4. Consideration. The City agrees to pay DEVON a sum of One Dollar ($1.00) per
year, payable in full for the initial term of the lease upon execution by the parties.
5. Term. The initial term of this Agreement shall be for ten (10) years from the date of
final execution. This Agreement shall automatically be renewed for five (5) additional five (5)
year terms, upon the same terms and conditions, unless one party notifies the other in writing
of its intent not to renew at least one hundred twenty(120)days prior to the expiration of the
existing term. The City has the right to remove the AMI Equipment at its sole expense on or
before the expiration or earlier termination of this Agreement, and the City shall repair any
damage to the Facility caused by such removal. Upon the expiration or earlier termination of
this Agreement, the City shall remove the AMI Equipment and repair any damage to the
Facility caused by such removal.
6. Termination. This Agreement may be terminated by either party to this agreement
upon one hundred twenty (120) days written notice. Further if it is determined by DEVON in
its sole discretion that the City's use of the Facility causes substantial or unacceptable
interference with DEVON use of the above described property or Facility in furtherance of its
operations, or in any way prevents DEVON from complying with applicable rules or
regulations, DEVON must first provide notice of the interference and give the City a
reasonable time to cure which shall be at least seventy-two(72)hours. After this time to cure,
if the City cannot cure the substantial interference,the agreement shall terminate immediately
with written notice from DEVON.
7. Title/Liens. DEVON acknowledges that the City's equipment shall, at all times,
remain the personal property of the City and shall not be considered a fixture to the real
estate, tower or building comprising the Site. DEVON shall not permit any third party to
remove or relocate the City's equipment and shall not permit liens or encumbrances to be
placed upon the equipment.
8. Insurance.
(a) The City is self-insured. DEVON is self-insured. .

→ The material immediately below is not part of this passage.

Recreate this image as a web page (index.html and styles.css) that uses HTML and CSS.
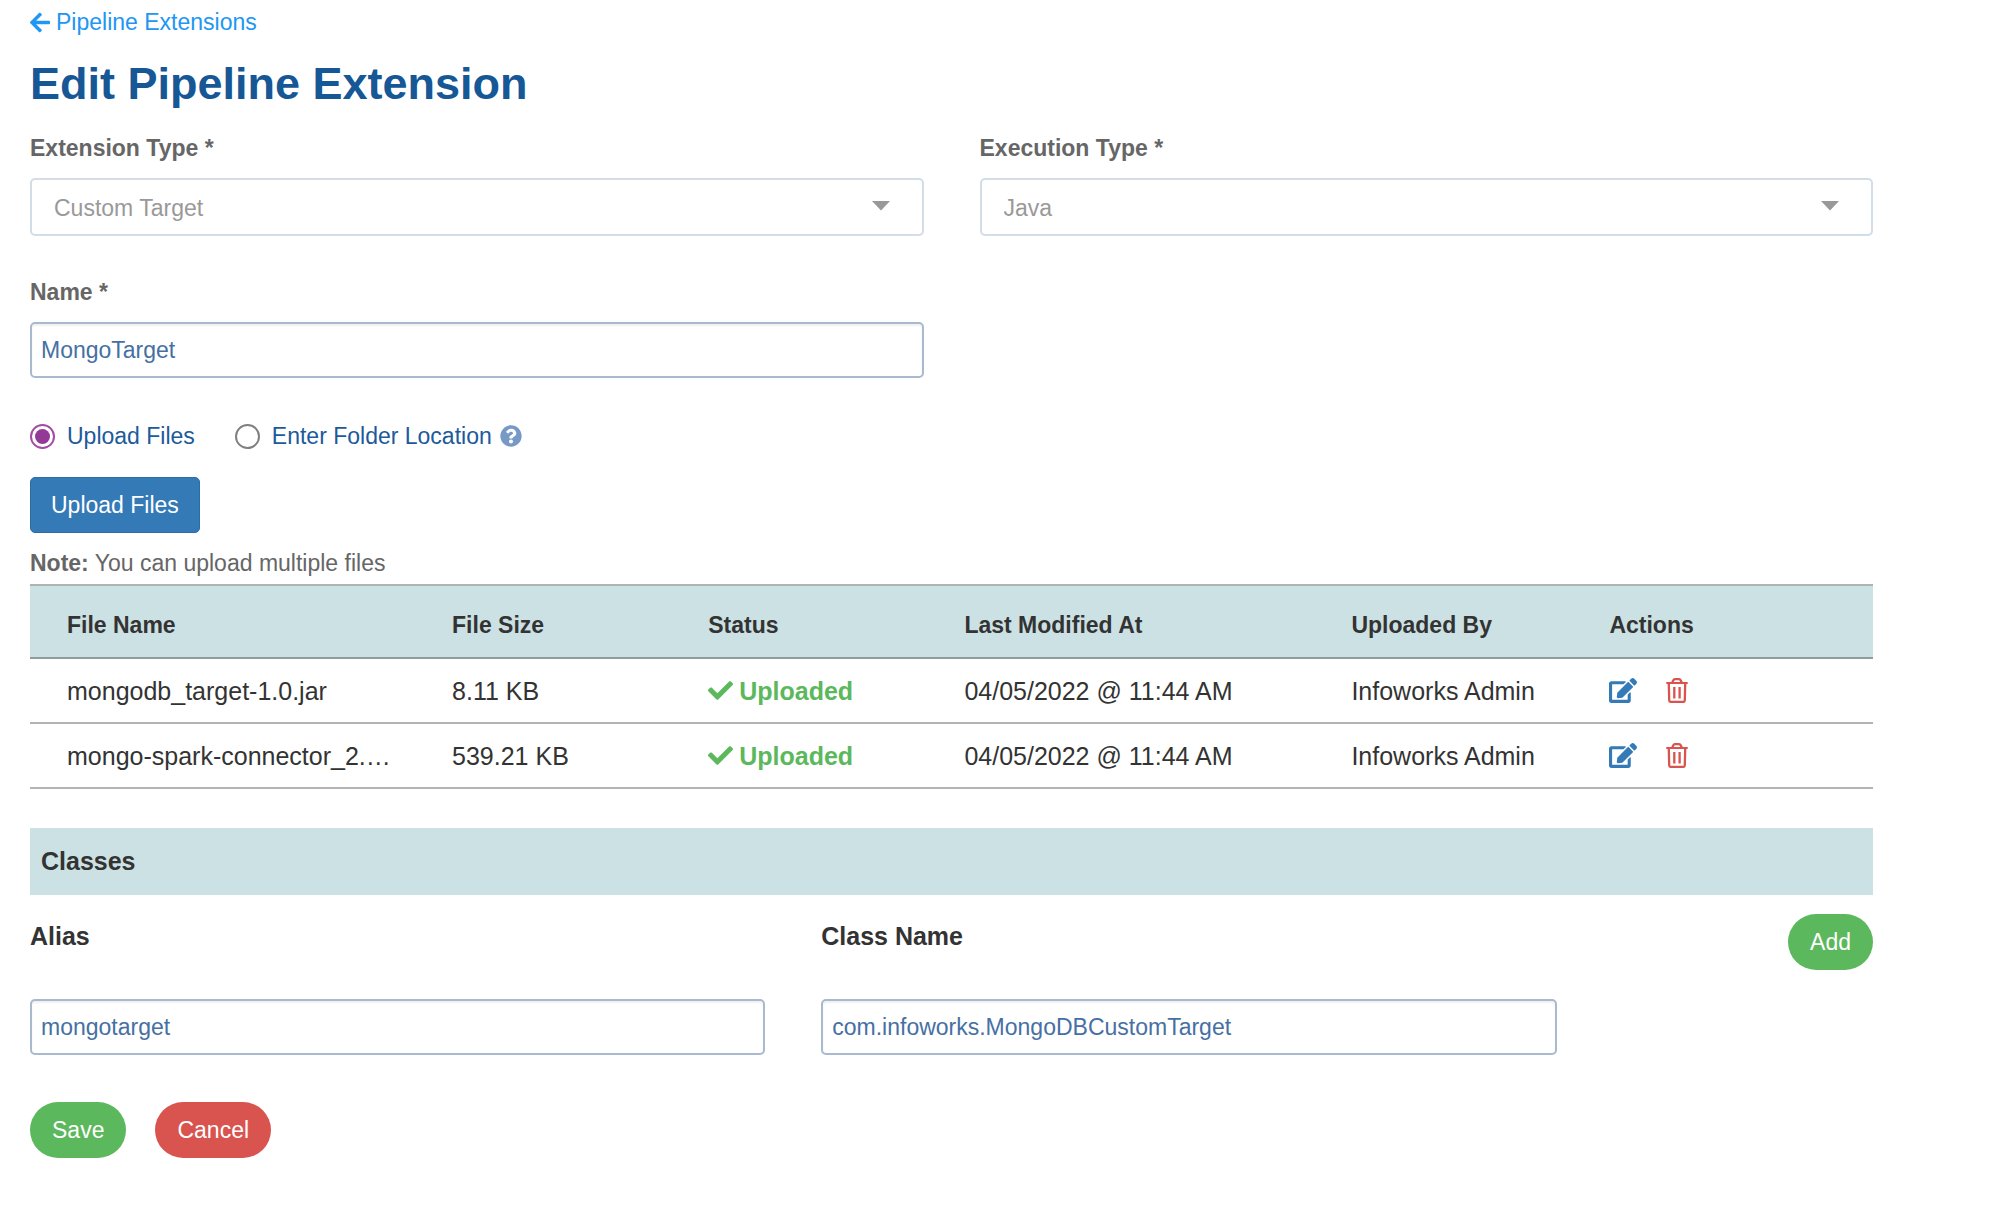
FILE: index.html
```html
<!DOCTYPE html>
<html lang="en">
<head>
  <meta charset="utf-8">
  <meta name="viewport" content="width=device-width, initial-scale=1">
  <title>Edit Pipeline Extension</title>
  <link rel="stylesheet" href="styles.css">
</head>
<body>
  <svg class="sprite" width="0" height="0" aria-hidden="true">
    <symbol id="arrow-left" viewBox="0 0 448 512"><path d="M257.5 445.1l-22.2 22.2c-9.4 9.4-24.6 9.4-33.9 0L7 273c-9.4-9.4-9.4-24.6 0-33.9L201.4 44.7c9.4-9.4 24.6-9.4 33.9 0l22.2 22.2c9.5 9.5 9.3 25-.4 34.3L136.6 216H424c13.3 0 24 10.7 24 24v32c0 13.3-10.7 24-24 24H136.6l120.5 114.8c9.8 9.3 10 24.8.4 34.3z"/></symbol>
    <symbol id="help" viewBox="0 0 512 512"><path d="M504 256c0 136.997-111.043 248-248 248S8 392.997 8 256C8 119.083 119.043 8 256 8s248 111.083 248 248zM262.655 90c-54.497 0-89.255 22.957-116.549 63.758-3.536 5.286-2.353 12.415 2.715 16.258l34.699 26.31c5.205 3.947 12.621 3.008 16.665-2.122 17.864-22.658 30.113-35.797 57.303-35.797 20.429 0 45.698 13.148 45.698 32.958 0 14.976-12.363 22.667-32.534 33.976C247.128 238.528 216 254.941 216 296v4c0 6.627 5.373 12 12 12h56c6.627 0 12-5.373 12-12v-1.333c0-28.462 83.186-29.647 83.186-106.667 0-58.002-60.165-102-116.531-102zM256 338c-25.365 0-46 20.635-46 46 0 25.364 20.635 46 46 46s46-20.636 46-46c0-25.364-20.635-46-46-46z"/></symbol>
    <symbol id="check" viewBox="0 0 512 512"><path d="M173.898 439.404l-166.4-166.4c-9.997-9.997-9.997-26.206 0-36.204l36.203-36.204c9.997-9.998 26.207-9.998 36.204 0L192 312.69 432.095 72.596c9.997-9.997 26.207-9.997 36.204 0l36.203 36.204c9.997 9.997 9.997 26.206 0 36.204l-294.4 294.401c-9.998 9.997-26.207 9.997-36.204-.001z"/></symbol>
    <symbol id="edit" viewBox="0 0 576 512"><path d="M402.6 83.2l90.2 90.2c3.8 3.8 3.8 10 0 13.8L274.4 405.6l-92.8 10.3c-12.4 1.4-22.9-9.1-21.5-21.5l10.3-92.8L388.8 83.2c3.8-3.8 10-3.8 13.8 0zm162-22.9l-48.8-48.8c-15.2-15.2-39.9-15.2-55.2 0l-35.4 35.4c-3.8 3.8-3.8 10 0 13.8l90.2 90.2c3.8 3.8 10 3.8 13.8 0l35.4-35.4c15.2-15.3 15.2-40 0-55.2zM384 346.2V448H64V128h229.8c3.2 0 6.2-1.3 8.5-3.5l40-40c7.6-7.6 2.1-20.5-8.5-20.5H48C21.5 64 0 85.5 0 112v352c0 26.5 21.5 48 48 48h352c26.5 0 48-21.5 48-48V306.2c0-10.7-12.9-16-20.5-8.5l-40 40c-2.2 2.3-3.5 5.3-3.5 8.5z"/></symbol>
    <symbol id="trash" viewBox="0 0 22 25"><g fill="none" stroke="currentColor" stroke-width="2.3"><path d="M0.3 5H21.7" stroke-width="2"/><path d="M6.2 4.8L7.2 2.5Q7.8 1.2 9 1.2H13Q14.2 1.2 14.8 2.5L15.8 4.8"/><path d="M2.8 5.5L3.2 22.2Q3.3 23.9 5 23.9H17Q18.7 23.9 18.8 22.2L19.2 5.5"/><path d="M8.3 9V20.5M13.6 9V20.5"/></g></symbol>
    <symbol id="caret" viewBox="0 0 18 10"><path d="M0 0H18L9 9.5Z"/></symbol>
  </svg>

  <main class="page">
    <a class="back" href="#"><svg class="back-icon" aria-hidden="true"><use href="#arrow-left"/></svg>Pipeline Extensions</a>
    <h1 class="title">Edit Pipeline Extension</h1>

    <form class="form">
      <div class="grid">
        <div class="field half">
          <label class="label" for="ext-type">Extension Type *</label>
          <div class="select-box">
            <select class="select" id="ext-type" disabled><option>Custom Target</option></select>
            <svg class="caret" aria-hidden="true"><use href="#caret"/></svg>
          </div>
        </div>
        <div class="field half">
          <label class="label" for="exec-type">Execution Type *</label>
          <div class="select-box">
            <select class="select" id="exec-type" disabled><option>Java</option></select>
            <svg class="caret" aria-hidden="true"><use href="#caret"/></svg>
          </div>
        </div>
        <div class="field half">
          <label class="label" for="name">Name *</label>
          <input class="input" id="name" type="text" value="MongoTarget">
        </div>
      </div>

      <div class="options">
        <label class="option"><input class="radio" type="radio" name="source" checked>Upload Files</label>
        <div class="option-help">
          <label class="option"><input class="radio" type="radio" name="source">Enter Folder Location</label>
          <svg class="help-icon" aria-hidden="true"><use href="#help"/></svg>
        </div>
      </div>

      <button class="btn btn-upload" type="button">Upload Files</button>
      <p class="note"><strong>Note:</strong> You can upload multiple files</p>

      <table class="files">
        <colgroup>
          <col class="col-file"><col class="col-size"><col class="col-status"><col class="col-date"><col class="col-user"><col class="col-actions">
        </colgroup>
        <thead>
          <tr><th>File Name</th><th>File Size</th><th>Status</th><th>Last Modified At</th><th>Uploaded By</th><th>Actions</th></tr>
        </thead>
        <tbody>
          <tr>
            <td>mongodb_target-1.0.jar</td>
            <td>8.11 KB</td>
            <td><span class="status"><svg class="check-icon" aria-hidden="true"><use href="#check"/></svg>Uploaded</span></td>
            <td>04/05/2022 @ 11:44 AM</td>
            <td>Infoworks Admin</td>
            <td><div class="actions">
              <button class="icon-btn edit" type="button" aria-label="Edit"><svg class="edit-icon"><use href="#edit"/></svg></button>
              <button class="icon-btn delete" type="button" aria-label="Delete"><svg class="trash-icon"><use href="#trash"/></svg></button>
            </div></td>
          </tr>
          <tr>
            <td>mongo-spark-connector_2.…</td>
            <td>539.21 KB</td>
            <td><span class="status"><svg class="check-icon" aria-hidden="true"><use href="#check"/></svg>Uploaded</span></td>
            <td>04/05/2022 @ 11:44 AM</td>
            <td>Infoworks Admin</td>
            <td><div class="actions">
              <button class="icon-btn edit" type="button" aria-label="Edit"><svg class="edit-icon"><use href="#edit"/></svg></button>
              <button class="icon-btn delete" type="button" aria-label="Delete"><svg class="trash-icon"><use href="#trash"/></svg></button>
            </div></td>
          </tr>
        </tbody>
      </table>

      <h2 class="section">Classes</h2>
      <div class="grid classes">
        <div class="class-field">
          <label class="class-label" for="alias">Alias</label>
          <input class="input" id="alias" type="text" value="mongotarget">
        </div>
        <div class="class-field">
          <label class="class-label" for="class-name">Class Name</label>
          <input class="input" id="class-name" type="text" value="com.infoworks.MongoDBCustomTarget">
        </div>
        <div class="class-add">
          <button class="btn btn-pill btn-green" type="button">Add</button>
        </div>
      </div>

      <div class="footer">
        <button class="btn btn-pill btn-green" type="submit">Save</button>
        <button class="btn btn-pill btn-red" type="button">Cancel</button>
      </div>
    </form>
  </main>
</body>
</html>
```
FILE: styles.css
```css
* {
  box-sizing: border-box;
}

body {
  margin: 0;
  background: #fff;
  color: #333;
  font-family: "Liberation Sans", Arial, Helvetica, sans-serif;
  font-size: 23px;
  line-height: 28px;
}

button,
input,
select {
  font: inherit;
}

svg {
  display: block;
  flex: none;
  fill: currentColor;
}

.sprite {
  position: absolute;
}

.page {
  padding: 8px 126px 48px 30px;
}

.back {
  display: inline-flex;
  align-items: center;
  gap: 6px;
  color: #2196f3;
  text-decoration: none;
  vertical-align: top;
}

.back-icon {
  width: 20px;
  height: 23px;
}

.title {
  margin: 22px 0 24px;
  color: #165796;
  font-size: 45px;
  line-height: 52px;
}

.grid {
  display: grid;
  grid-template-columns: repeat(12, 1fr);
  column-gap: 56px;
  row-gap: 42px;
}

.field {
  display: flex;
  flex-direction: column;
  gap: 16px;
}

.half {
  grid-column: span 6;
}

.label {
  color: #666;
  font-weight: bold;
}

.select-box {
  display: grid;
  align-items: center;
}

.select-box > * {
  grid-area: 1 / 1;
}

.select {
  appearance: none;
  width: 100%;
  height: 58px;
  padding: 2px 60px 0 22px;
  border: 2px solid #d3dde7;
  border-radius: 5px;
  background: #fff;
  color: #999;
  opacity: 1;
}

.caret {
  justify-self: end;
  width: 18px;
  height: 10px;
  margin: 0 34px 2px 0;
  color: #999;
  pointer-events: none;
}

.input {
  width: 100%;
  height: 56px;
  padding: 0 9px;
  border: 2px solid #a9b9ce;
  border-radius: 5px;
  background: #fff;
  box-shadow: inset 0 2px 2px #eef0f3;
  color: #4670a3;
}

.options {
  display: flex;
  gap: 40px;
  margin: 44px 0 27px;
}

.option {
  display: flex;
  align-items: center;
  gap: 12px;
  color: #1c5a9b;
}

.option-help {
  display: flex;
  align-items: center;
  gap: 8px;
}

.help-icon {
  width: 22px;
  height: 22px;
  color: #7699c6;
}

.radio {
  appearance: none;
  display: grid;
  place-items: center;
  width: 25px;
  height: 25px;
  margin: 0;
  border: 2px solid #808080;
  border-radius: 50%;
}

.radio:checked {
  border-color: #a34ba7;
}

.radio:checked::before {
  content: "";
  width: 15px;
  height: 15px;
  border-radius: 50%;
  background: #933a97;
}

.btn {
  height: 56px;
  border: 0;
  color: #fff;
}

.btn-upload {
  display: block;
  padding: 0 20px;
  border: 1px solid #2e6da4;
  border-radius: 5px;
  background: #337ab7;
}

.btn-pill {
  padding: 0 22px;
  border-radius: 28px;
}

.btn-green {
  background: #5cb85c;
}

.btn-red {
  background: #d9534f;
}

.note {
  margin: 16px 0 7px;
  color: #666;
}

.files {
  width: 100%;
  border-collapse: separate;
  border-spacing: 0;
  table-layout: fixed;
  text-align: left;
}

.col-file {
  width: 22.9%;
}

.col-size,
.col-status {
  width: 13.9%;
}

.col-date {
  width: 21%;
}

.col-user {
  width: 14%;
}

.col-actions {
  width: 14.3%;
}

.files th {
  padding: 25px 0 18px;
  border-top: 2px solid #adb3b3;
  border-bottom: 2px solid #8f9d9e;
  background: #cce1e3;
}

.files td {
  height: 65px;
  padding: 0;
  border-bottom: 2px solid #b3b3b3;
  font-size: 25px;
  line-height: 30px;
  white-space: nowrap;
}

.files th:first-child,
.files td:first-child {
  padding-left: 37px;
}

.status {
  display: flex;
  align-items: center;
  gap: 6px;
  color: #5cb85c;
  font-weight: bold;
}

.check-icon {
  width: 25px;
  height: 25px;
}

.actions {
  display: flex;
  align-items: center;
  gap: 29px;
}

.icon-btn {
  padding: 0;
  border: 0;
  background: none;
}

.edit {
  color: #337ab7;
}

.delete {
  color: #d9534f;
}

.edit-icon {
  width: 28px;
  height: 25px;
}

.trash-icon {
  width: 22px;
  height: 25px;
}

.section {
  margin: 39px 0 19px;
  padding: 18px 11px 19px;
  background: #cce1e3;
  font-size: 25px;
  line-height: 30px;
}

.class-field {
  display: flex;
  grid-column: span 5;
  flex-direction: column;
  gap: 48px;
  padding-top: 7px;
}

.class-label {
  font-size: 25px;
  font-weight: bold;
  line-height: 30px;
}

.class-add {
  grid-column: span 2;
  text-align: right;
}

.footer {
  display: flex;
  gap: 29px;
  margin-top: 47px;
}
```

9. Indemnity. DEVON shall indemnify and hold the City harmless against any third
party or DEVON's employees', claim of liability or loss from personal injury or property
damage resulting from or arising out of the negligence or willful misconduct of DEVON, its
employees, contractors or agents. Neither party shall be liable to the other under this
Agreement, whether in contract, in tort, or otherwise for special, consequential, punitive, or
indirect damages.
DEVON ENERGY RADIO TOWER AGREEMENT WITH THE CITY OF FORT WORTH Page 2
10. Miscellaneous Provisions.
a) Assignment. DEVON shall have the right to assign or transfer this Agreement,
together with all right, title and interest in this Agreement, to any successor
entity of DEVON at any time during the term of this Agreement, and any such
assignee shall acquire all of the rights and assume all of the obligations of
DEVON under this Agreement. DEVON will provide written notice to City of
assignment.
b) Entire Agreement. This Agreement contains the entire agreement of the parties with
respect to the matters contained herein and may not be modified or terminated
except upon the provisions hereof or by the mutual written agreement of the
parties hereto.
c)Venue. This Agreement shall be construed in accordance with the laws of the State
of Texas and shall be performable in Tarrant County, Texas.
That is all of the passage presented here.